After obtaining his location history records and identifying information from Google, the government indicted Chatrie on robbery and firearms charges. He moved to suppress his location history records, arguing that the geofence warrant violated his Fourth Amendment rights. The district court held that the geofence warrant may have been unconstitutional but admitted the evidence under the good-faith exception.
A divided Fourth Circuit panel affirmed on different grounds, holding that no search occurred because Chatrie voluntarily exposed his location history to Google, suggesting that law enforcement needed no warrant at all. On rehearing, the full Fourth Circuit court affirmed in a single-sentence opinion. However, the court divided 7–7 across multiple concurring opinions on whether a Fourth Amendment search occurred.
Lower courts are plainly struggling to apply the Fourth Amendment in this context. Cato filed an amicus brief to emphasize three areas in which guidance from this Court is urgently needed in cases involving digital records.
First, in determining whether a search occurred, the panel relied solely on Katz v. United States and the reasonable expectation of privacy test. This Court should instruct lower courts that their first duty is to rigorously apply the original public meaning of “search.” A “search” occurs when the government undertakes an investigatory act designed to reveal private information. That is precisely what the government did at each step of this geofence process.

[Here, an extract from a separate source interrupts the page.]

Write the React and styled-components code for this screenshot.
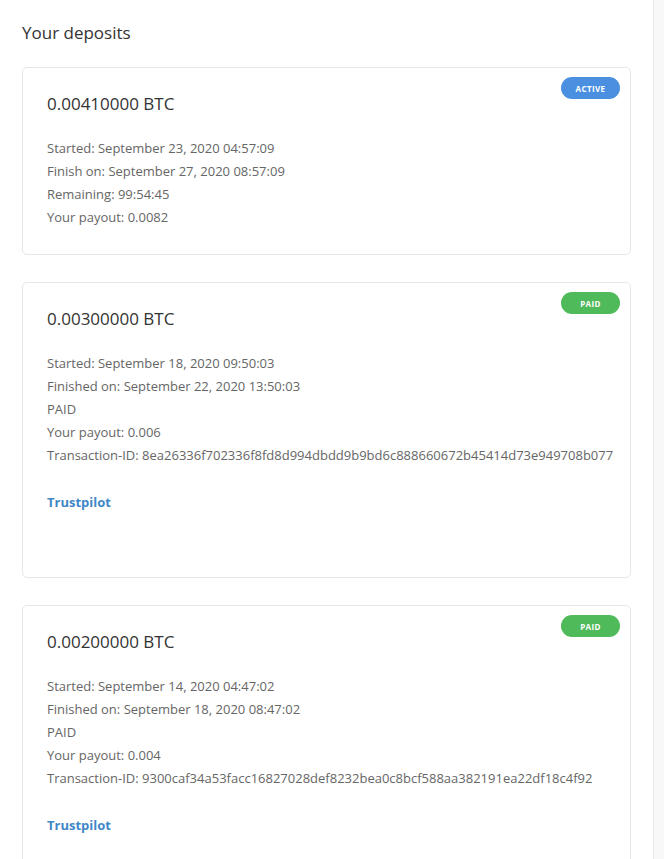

Second, in applying Katz, many judges tersely dismissed the notion that Chatrie had a property interest in his location history records. Yet under state law and Google’s user agreements, Chatrie may own his location history records. Property rights lie at the heart of the Fourth Amendment, and they do not dissolve merely because one’s records are stored by a third party.
Finally, this Court should clarify that in cases like this—where information is disclosed in multiple stages—each step constitutes a new search. Each step yields new records and new information and therefore requires separate review and authorization by a neutral magistrate.
Warrants issued to technology companies for users’ records—to build leads and suspect lists—are rapidly becoming an important tool for law enforcement. If a single warrant can authorize successive and increasingly invasive searches of millions of people’s digital records, the Fourth Amendment’s guarantee to be secure in our “persons, houses, papers, and effects, against unreasonable searches and seizures” will be rendered hollow.
Cato has asked that the Court clarify these issues and reverse the judgment.